We all use HTTP, develop for HTTP and think that we know HTTP. But, I believe as engineers we should never take things for granted; rather we should dissect everything that comes before us, recursively as many times as possible. So, let's keep applying this principle for HTTP.

cURLing

cURL is a great tool for sending HTTP requests. Let's try to send one.

curl http://httpbin.org/ip

Hmm, okay it can do stuff. Let's make it a bit more verbose shall we? Just add a -v flag.

curl -v http://httpbin.org/ip

Ah now things are interesting. Do you see a few lines starting with '>'? Well those are the headers that are SENT to the server. And the lines starting with '<'? They are response headers that are received. The last part is the content itself. Of course, the < and > are there for representation only, they are not transmitted.

Telneting

telnet is a great tool to make raw socket connections and really dissect almost any TCP based protocol like HTTP. Lets try this.

telnet httpbin.org 80

Afterwards, type in a raw HTTP request yourself!

GET /ip HTTP/1.1
Host: httpbin.org

Now, press enter or return twice!

Who needs Firefox, Chrome or cURL! Looks like Telnet is all we need ;) Okay enough jokes for now. This is serious business. You see in the end HTTP is just a plain socket connection that has some specific "lingo" to send requests and receive responses. (Protocol, duh).

Dissecting the Request

Let's see how exactly we made the request.

GET /ip HTTP/1.1
Host: httpbin.org

Pretty straightforward. The HTTP method in caps, the path and the HTTP version in the first line. After that, the request headers follow. In our case we just mentioned the 'Host' header to play safe with VirtualHost-enabled systems.

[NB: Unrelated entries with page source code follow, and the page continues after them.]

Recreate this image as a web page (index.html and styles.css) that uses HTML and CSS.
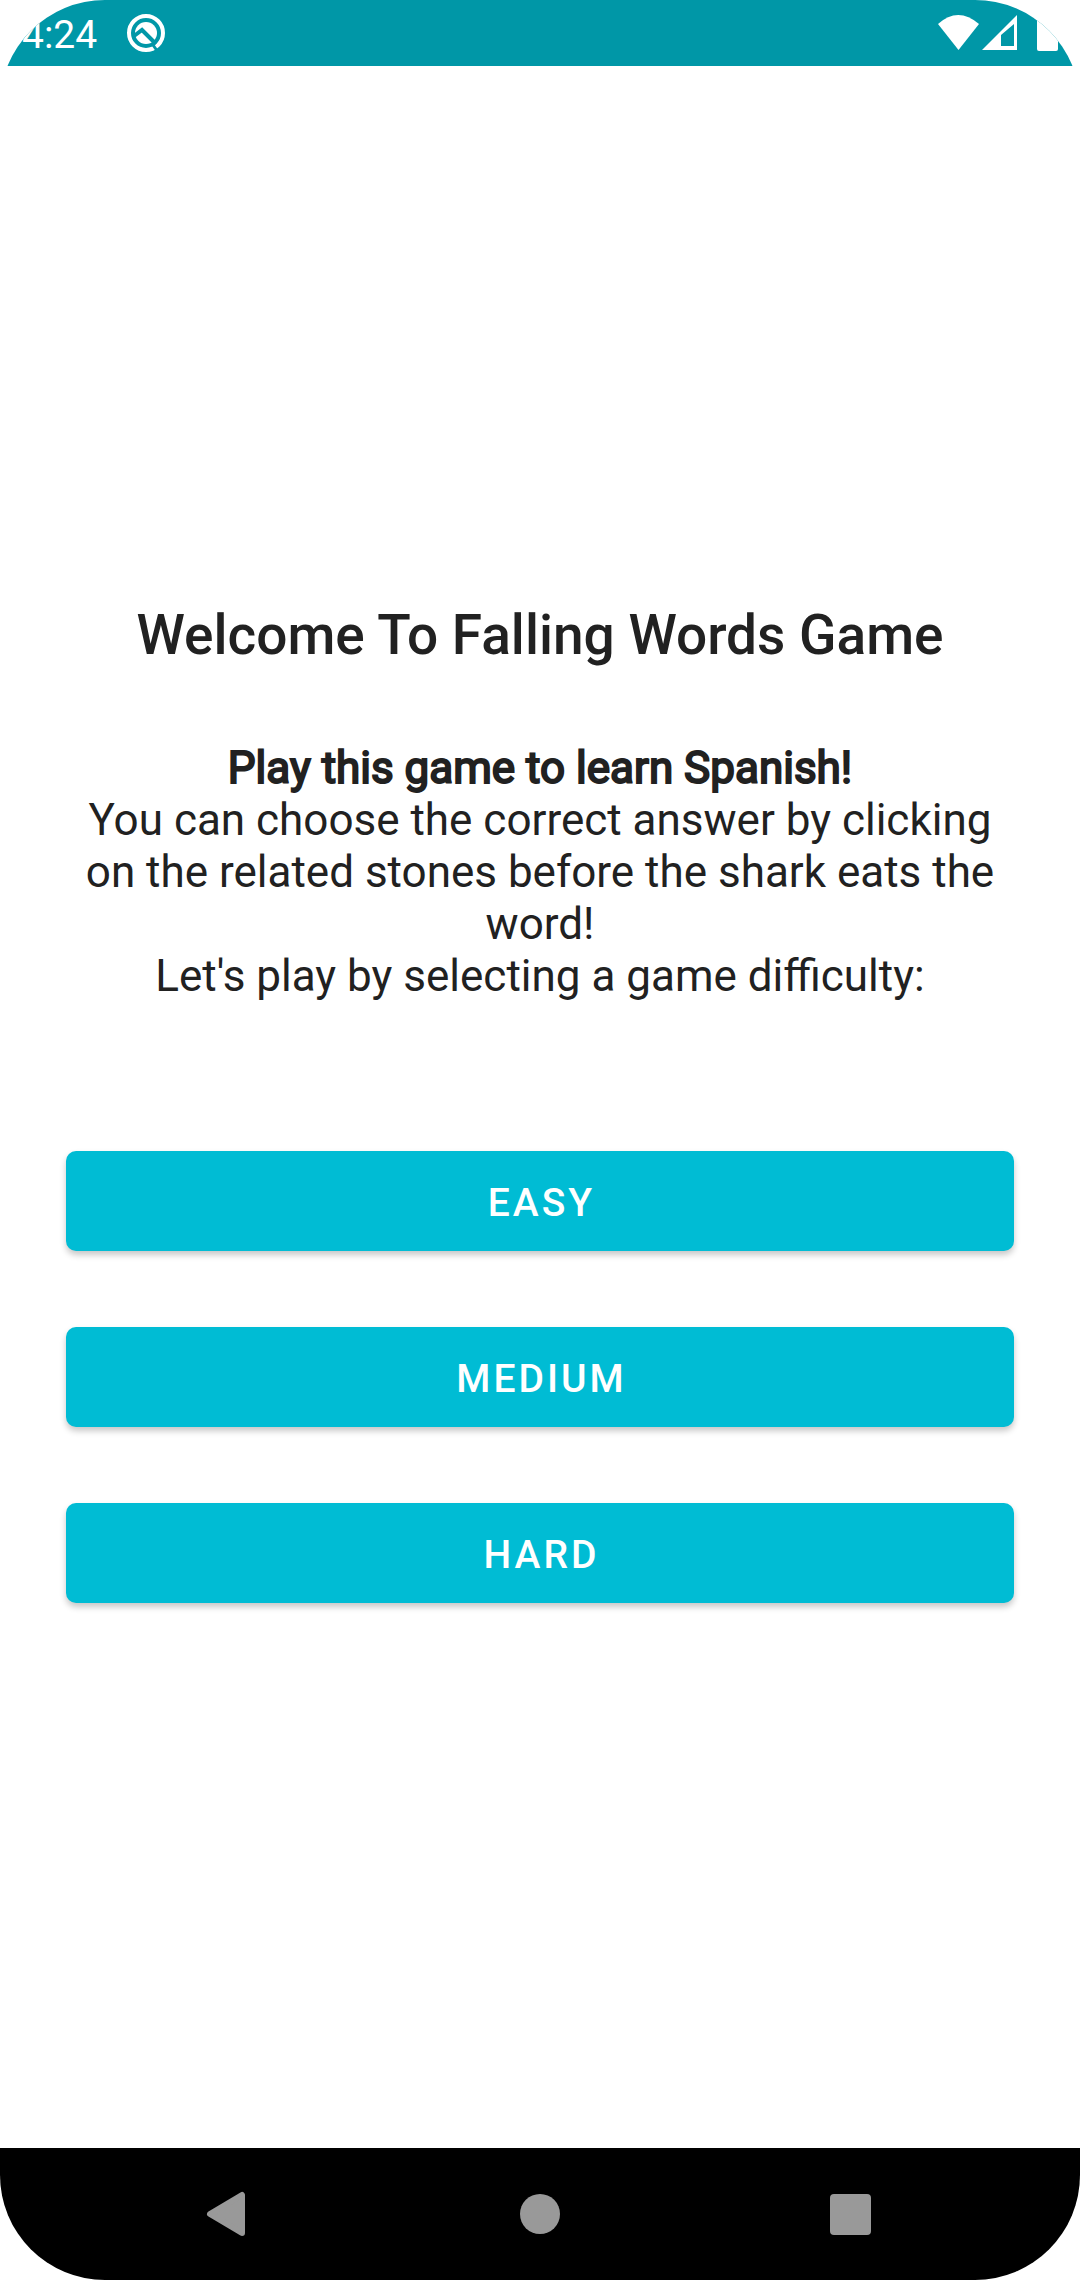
FILE: index.html
```html
<!DOCTYPE html>
<html lang="en">
<head>
<meta charset="utf-8">
<title>Falling Words Game</title>
<meta name="viewport" content="width=device-width, initial-scale=1">
<link rel="stylesheet" href="styles.css">
</head>
<body>
<div class="screen">
  <header class="status">
    <div class="status-side">
      <time>4:24</time>
      <svg viewBox="0 0 40 40" width="40" height="40" aria-hidden="true"><circle cx="20" cy="20" r="17" fill="none" stroke="#fff" stroke-width="4"/><circle cx="20" cy="20" r="11" fill="#fff"/><path d="M8 23l8-6L30 31" fill="none" stroke="#0097a7" stroke-width="4"/><path d="M27 32l5 7" stroke="#0097a7" stroke-width="3"/></svg>
    </div>
    <div class="status-side">
      <svg viewBox="0 0 120 40" width="120" height="40" aria-hidden="true"><path d="M0 11Q20-7 41 11L20.500 37Z" fill="#fff"/><path d="M44 37L79 2V37ZM63 22V33H76V11Z" fill="#fff" fill-rule="evenodd"/><rect x="99" y="0" width="21" height="38" rx="2" fill="#fff"/></svg>
    </div>
  </header>
  <main class="content">
    <h1>Welcome To Falling Words Game</h1>
    <p class="intro"><strong>Play this game to learn Spanish!</strong><br>You can choose the correct answer by clicking on the related stones before the shark eats the word!<br>Let's play by selecting a game difficulty:</p>
    <div class="levels">
      <button type="button">EASY</button>
      <button type="button">MEDIUM</button>
      <button type="button">HARD</button>
    </div>
  </main>
  <nav class="navbar" aria-label="System navigation">
    <button type="button" aria-label="Back"><svg viewBox="0 0 48 48" width="48" height="48"><path d="M36 5V43L4 24Z" fill="#999" stroke="#999" stroke-width="6" stroke-linejoin="round"/></svg></button>
    <button type="button" aria-label="Home"><svg viewBox="0 0 48 48" width="48" height="48"><circle cx="24" cy="24" r="20" fill="#999"/></svg></button>
    <button type="button" aria-label="Recents"><svg viewBox="0 0 48 48" width="48" height="48"><rect x="4" y="4" width="41" height="41" rx="4" fill="#999"/></svg></button>
  </nav>
</div>
</body>
</html>
```

FILE: styles.css
```css
body { margin: 0; background: #fff; font-family: Roboto, sans-serif; color: #212121; }
.screen { min-height: 100vh; display: flex; flex-direction: column; border-radius: 105px; overflow: hidden; }
.status { height: 66px; background: #0097a7; color: #fff; display: flex; justify-content: space-between; align-items: center; padding: 0 22px; font-size: 39px; }
.status-side { display: flex; align-items: center; gap: 29px; }
.status time { padding-top: 3px; }
.content { flex: 1; display: flex; flex-direction: column; justify-content: center; padding: 0 66px 8px; text-align: center; }
h1 { margin: 0; font-size: 55px; line-height: 64px; font-weight: 500; }
.intro { margin: 75px 0 0; font-size: 44px; line-height: 52px; }
.intro strong { font-weight: 400; -webkit-text-stroke: 2px currentColor; }
.levels { display: flex; flex-direction: column; gap: 76px; margin-top: 149px; }
.levels button { height: 100px; border: 0; border-radius: 10px; background: #00bcd4; color: #fff; font: 500 39px Roboto, sans-serif; letter-spacing: 3px; padding: 4px 0 0 3px; box-shadow: 0 4px 6px rgba(0,0,0,.22); }
.navbar { height: 132px; background: #000; display: flex; justify-content: center; gap: 262px; }
.navbar button { border: 0; padding: 0; background: none; display: flex; align-items: center; }
```
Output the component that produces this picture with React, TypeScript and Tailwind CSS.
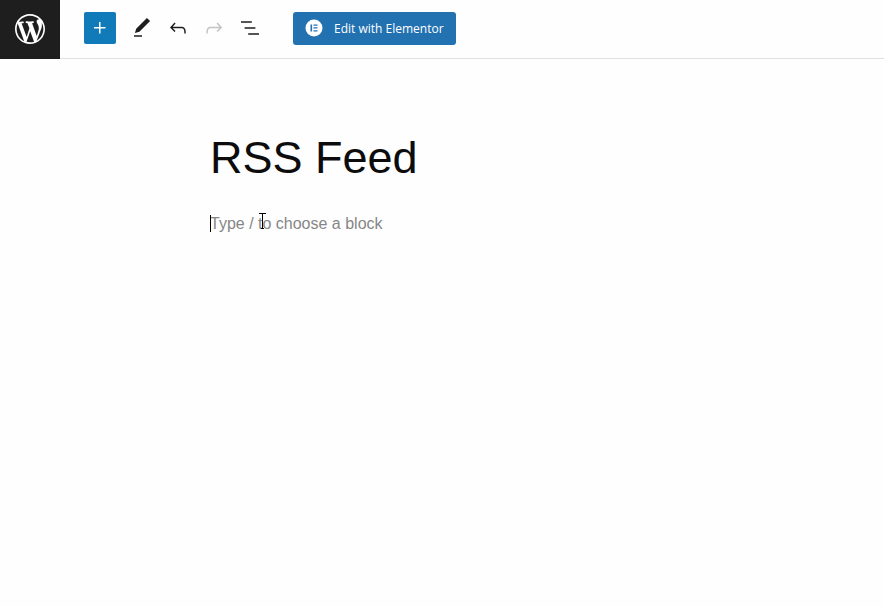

Back in the days, running a website was expensive because you needed an entire box (a server computer) to host a single website. Then we invented a way to serve multiple websites from the same IP address / machine with virtual hosts in the Apache Web Server.

The internet as we know it exists for this 'Host' header.

The two newlines indicate we are done with our request, and the server can parse it and send back a response.

Let's be bad

Let's send a malformed HTTP request (muhahaha).

telnet httpbin.org 80

Afterwards, type in a malformed request yourself!

muhahahaha

Now, press enter or return twice!

Yup :( It was a Bad Request. We'll write our own HTTP server with plain old sockets soon. Till then, why not explore the exciting world of HTTP response headers on Google ;) Yeah and take a look at RFC 2616.